You may want to give it up for Tom Cruise who, after a long hibernation (from good roles, not films), walks away with this film, that too in backless and crotchless leather pants! Cruise plays Stacee Jaxx, rockstar extraordinaire of the big, bad 1980s. Jaxx goes through life and concerts intoxicated and disillusioned. Whether Cruise is belting out Def Leppard’s Pour Some Sugar on Me or Bon Jovi’s Wanted Dead or Alive one doesn’t know how much the producers have adjusted Cruise’s singing prowess wavelengths but it all sounds fingerlickin’ good.
As for other members of the cast: Hough and Boneta as the young couple in love sound and look appropriate (very Bieber-Gomez); Russel Brand is carrying on his deadpan act from It’s Greek To Me, still enjoyable. But sadly, Catherine Zeta-Jones sounds and looks like a shadow of her former glorious self.
Rock Of Ages has been given an A certificate. One wishes some minor cuts had been made and the sheer fun of grooving along to rock’n’roll had been given to all.
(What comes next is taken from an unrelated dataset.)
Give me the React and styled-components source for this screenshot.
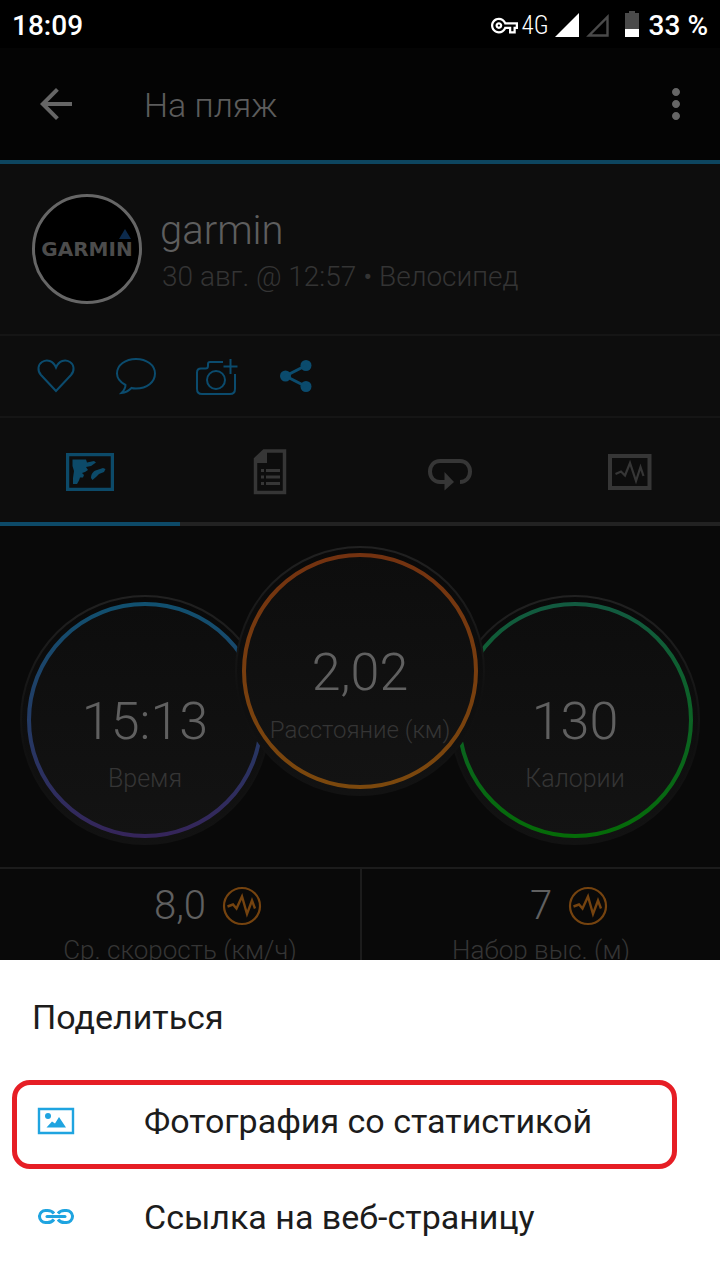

It won’t win an Oscar like some of the other musicals (Chicago, Evita). No, Rock Of Ages is just all pleasure, a guilty pleasure. Well, we’re rolling along with it. Even as we’re writing this, we’ve replugged into those classic hits from the 1980s all the while doing a little jiggy to the left and then to the right. Now repeat, just one more time.